Treatment of stress fractures typically is performed in an outpatient setting. Patients may benefit from physical therapy to maintain overall fitness, thereby minimizing time lost from training and competition once the individual has been cleared to return to their previous activity level. The physical therapist may also assist in identifying intrinsic risk factors that might have contributed to the onset of the stress injury. See Physical Therapy.

Further Inpatient Care

Most stress fractures are treated successfully in an outpatient setting using conservative measures. Inpatient care is necessary only for individuals who undergo surgical intervention for the treatment of more severe displaced fractures or in an effort to treat a nonhealing fracture. If hospitalized, some patients who have been ordered to restrict weight bearing through the affected limb may benefit from consultation with a physical therapist to ensure safe ambulation. If the patient's symptoms or treatment interfere with his or her ability to independently perform aspects of daily care, a consultation with an occupational therapist may be indicated.

Deterrence

The optimal treatment for stress fractures is prevention. Ideally, coaches, athletes, trainers, and team physicians should invest themselves in a program of injury prevention that is appropriate to the sport or activity. Features common to such programs include thorough preparticipation physical examinations to screen for risk factors (see Causes); prescription of "prehabilitation" exercises designed to enhance strength, endurance, and coordination; and close monitoring of athletes for early signs that may alert the attentive clinician to an incipient overuse injury.

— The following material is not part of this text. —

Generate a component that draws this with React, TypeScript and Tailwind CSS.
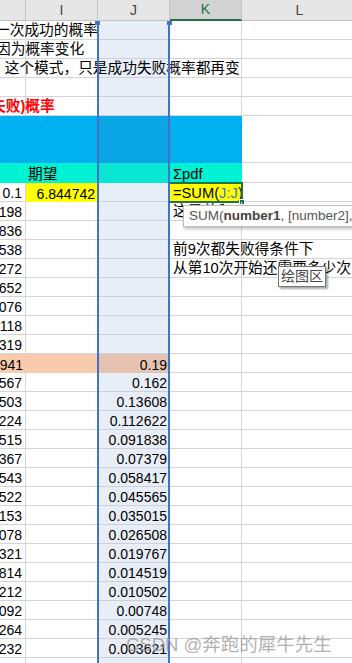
import React from 'react';

// Excel 表格截图：J 列被公式 =SUM(J:J) 引用（蓝框高亮）
const hVals = ['0.1', '198', '836', '538', '272', '652', '076', '118', '319', '941', '567', '503', '224', '515', '367', '543', '522', '153', '078', '321', '814', '212', '092', '264', '232', ''];
const jVals = ['', '', '', '', '', '', '', '', '', '0.19', '0.162', '0.13608', '0.112622', '0.091838', '0.07379', '0.058417', '0.045565', '0.035015', '0.026508', '0.019767', '0.014519', '0.010502', '0.00748', '0.005245', '0.003621', ''];
const kTexts: Record<number, string> = {
  1: '这是总和',
  3: '前9次都失败得条件下',
  4: '从第10次开始还需要多少次',
};

const grid = 'border-[#d4d4d4]';

const App: React.FC = () => {
  return (
    <div className="relative w-[352px] h-[663px] overflow-hidden bg-white font-['Liberation_Sans','Noto_Sans_CJK_SC',sans-serif] text-black">
      {/* column headers */}
      <div className="flex h-[21px] text-[14px] text-[#444]">
        <div className="w-[26px] shrink-0 bg-[#e6e6e6] border-r border-b border-[#c4c4c4]" />
        <div className="w-[71px] shrink-0 bg-[#e6e6e6] border-b border-[#c4c4c4] flex items-center justify-center">I</div>
        <div className="w-[73px] shrink-0 bg-[#e6e6e6] border-x border-b border-[#c4c4c4] flex items-center justify-center">J</div>
        <div className="w-[72px] shrink-0 bg-[#d2d2d2] border-r border-[#c4c4c4] border-b-2 border-b-[#217346] flex items-center justify-center text-[#217346]">K</div>
        <div className="w-[115px] shrink-0 bg-[#e6e6e6] border-b border-[#c4c4c4] flex items-center justify-center">L</div>
      </div>

      {/* rows 1-5: notes that spill across cells */}
      {[
        { text: '一次成功的概率', ml: 'ml-[-5px]', cls: '' },
        { text: '因为概率变化', ml: 'ml-[-4px]', cls: '' },
        { text: '，这个模式，只是成功失败概率都再变', ml: 'ml-[-10px]', cls: '' },
        { text: '', ml: '', cls: '' },
        { text: '失败)概率', ml: 'ml-[-9px]', cls: 'text-[#ff0000] font-bold' },
      ].map((r, i) => (
        <div key={i} className="flex h-[19px] text-[14.7px]">
          <div className={`w-[26px] shrink-0 border-r border-b ${grid} flex items-end`}>
            {r.text && (
              <span className={`relative z-10 whitespace-nowrap leading-[17px] ${r.ml} ${r.cls}`}>{r.text}</span>
            )}
          </div>
          <div className={`w-[71px] shrink-0 border-b ${grid}`} />
          <div className="w-[73px] shrink-0 bg-[#e8eef8] border-b border-[#cbd1db]" />
          <div className={`w-[72px] shrink-0 border-r border-b ${grid}`} />
          <div className={`w-[115px] shrink-0 border-b ${grid}`} />
        </div>
      ))}

      {/* blue band */}
      <div className="flex h-[47px]">
        <div className="w-[26px] shrink-0 bg-[#00b0f0]" />
        <div className="w-[71px] shrink-0 bg-[#00b0f0]" />
        <div className="w-[73px] shrink-0 bg-[#0aa6e6]" />
        <div className="w-[72px] shrink-0 bg-[#00b0f0]" />
        <div className={`w-[115px] shrink-0 border-b ${grid}`} />
      </div>

      {/* cyan header row */}
      <div className="flex h-[20px] text-[14.7px]">
        <div className="w-[26px] shrink-0 bg-[#00f2d2]" />
        <div className="w-[71px] shrink-0 bg-[#00f2d2] flex items-end pl-[2px]">
          <span className="leading-[17px]">期望</span>
        </div>
        <div className="w-[73px] shrink-0 bg-[#0ae6d4]" />
        <div className="w-[72px] shrink-0 bg-[#00f2d2] flex items-end pl-[3px]">
          <span className="leading-[17px]">Σpdf</span>
        </div>
        <div className={`w-[115px] shrink-0 border-b ${grid}`} />
      </div>

      {/* data rows */}
      {hVals.map((hv, i) => {
        const peach = i === 9;
        return (
          <div key={i} className="flex h-[19px] text-[14px]">
            <div className={`w-[26px] shrink-0 flex items-end justify-end pr-[3px] ${peach ? 'bg-[#f8cbad]' : `border-r border-b ${grid}`}`}>
              <span className="whitespace-nowrap leading-[16px]">{hv}</span>
            </div>
            <div className={`w-[71px] shrink-0 flex items-end justify-end pr-[2px] ${peach ? 'bg-[#f8cbad]' : i === 0 ? 'bg-[#ffff00]' : `border-b ${grid}`}`}>
              {i === 0 && <span className="leading-[16px]">6.844742</span>}
            </div>
            <div className={`w-[73px] shrink-0 flex items-end justify-end pr-[3px] ${peach ? 'bg-[#e5c3b0]' : 'bg-[#e8eef8] border-b border-[#cbd1db]'}`}>
              <span className="whitespace-nowrap leading-[16px]">{jVals[i]}</span>
            </div>
            <div className={`relative w-[72px] shrink-0 flex items-end pl-[3px] ${i === 0 ? 'bg-[#ffff00]' : `border-r border-b ${grid}`}`}>
              {i === 0 && (
                <>
                  <span className="text-[14.7px] leading-[17px] whitespace-nowrap">
                    =SUM(<span className="text-[#4472c4]">J:J</span>)
                  </span>
                  {/* active cell frame + fill handle */}
                  <div className="absolute left-[-2px] top-[-1px] right-[-1px] bottom-[-1px] border-2 border-[#217346]" />
                  <div className="absolute right-[-3px] bottom-[-3px] w-[6px] h-[6px] bg-[#217346] border border-white" />
                </>
              )}
              {kTexts[i] && (
                <span className="relative z-10 text-[14.7px] leading-[17px] whitespace-nowrap">{kTexts[i]}</span>
              )}
            </div>
            <div className={`w-[115px] shrink-0 border-b ${grid}`} />
          </div>
        );
      })}

      {/* J:J reference highlight */}
      <div className="pointer-events-none absolute left-[97px] top-[21px] bottom-0 w-[73px] border-x-2 border-[#4472c4] z-20" />
      <div className="absolute left-[95px] top-[21px] w-[5px] h-[4px] bg-[#4472c4] z-20" />
      <div className="absolute left-[167px] top-[21px] w-[5px] h-[4px] bg-[#4472c4] z-20" />

      {/* function argument tip */}
      <div className="absolute left-[183px] top-[205px] w-[190px] h-[22px] bg-white border border-[#bdbdbd] shadow-[1px_2px_3px_rgba(0,0,0,0.25)] z-30 flex items-center pl-[5px] text-[13.5px] text-[#555] whitespace-nowrap">
        SUM(<span className="font-bold text-[#444]">number1</span>, [number2], ...)
      </div>

      {/* chart area tooltip */}
      <div className="absolute left-[278px] top-[266px] w-[48px] h-[21px] bg-white border border-[#767676] shadow-[2px_2px_2px_rgba(0,0,0,0.35)] z-30 flex items-center justify-center text-[14px] text-[#444]">
        绘图区
      </div>

      {/* watermark */}
      <div className="absolute left-[126px] top-[631px] z-30 text-[18.5px] text-[#9c9c9c]/80 whitespace-nowrap">
        CSDN @奔跑的犀牛先生
      </div>
    </div>
  );
};

export default App;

Stress fractures can be largely prevented with proper conditioning and preseason training. Athletes must use proper equipment and wear appropriate shoes to avoid developing stress fractures. For certain foot structures, taping techniques or the use of orthotic inserts can prevent overloading of soft tissues and bone. Nutritional supplementation and increasing calcium intake also contribute to overall bone health and thereby decrease the likelihood of developing stress fractures.

The cornerstone of secondary prevention of bony stress injury is a thorough assessment of potentially modifiable intrinsic and extrinsic risk factors unique to the athlete.

A relationship between a diminished vitamin D status and increased risk of stress fracture has been established.[17, 18, 43] A serum 25 hydroxy-vitamin D level below 75.8 nmol/L was determined to be a significant risk factor.[43, 44, 45, 46] Supplementation with 2,000 mg of calcium and 800 IU of vitamin D resulted in an approximately 20% lower incidence of stress fractures.[44]

Complications

Complications of stress fracture may include avascular necrosis, nonunion, malunion, posttraumatic arthrosis, and persistent disabling pain.

Prognosis

The prognosis for recovery is dependent on the location and severity of the fracture and on the age and underlying condition and associated comorbidities of the affected athlete. Most stress fracture carry a favorable prognosis for full recovery when appropriate treatment has been provided.

Patient Education

Patient education is important in both the prevention and treatment of stress fractures. Athletes need to be educated on proper conditioning programs that decrease their chances of developing stress fractures. For example, the preseason training program should be structured to gradually increase the frequency and intensity of exercise and to avoid sudden increases in training load that might overwhelm the skeleton's intrinsic ability to recover and repair.

Once diagnosed with a stress fracture, the affected individual must be made to understand the importance of a period of relative rest/activity modification. Athletes should review their training history for evidence of significant training errors or overload and adjust the training program accordingly. Educating the patient in an outpatient program of progressive muscle strengthening and conditioning will enable the athlete to return safely to his or her sport once their bony stress injury has healed.

For patient education resources, see the Breaks, Fractures, and Dislocations Center and Sports Injury Center, as well as Repetitive Motion Injuries.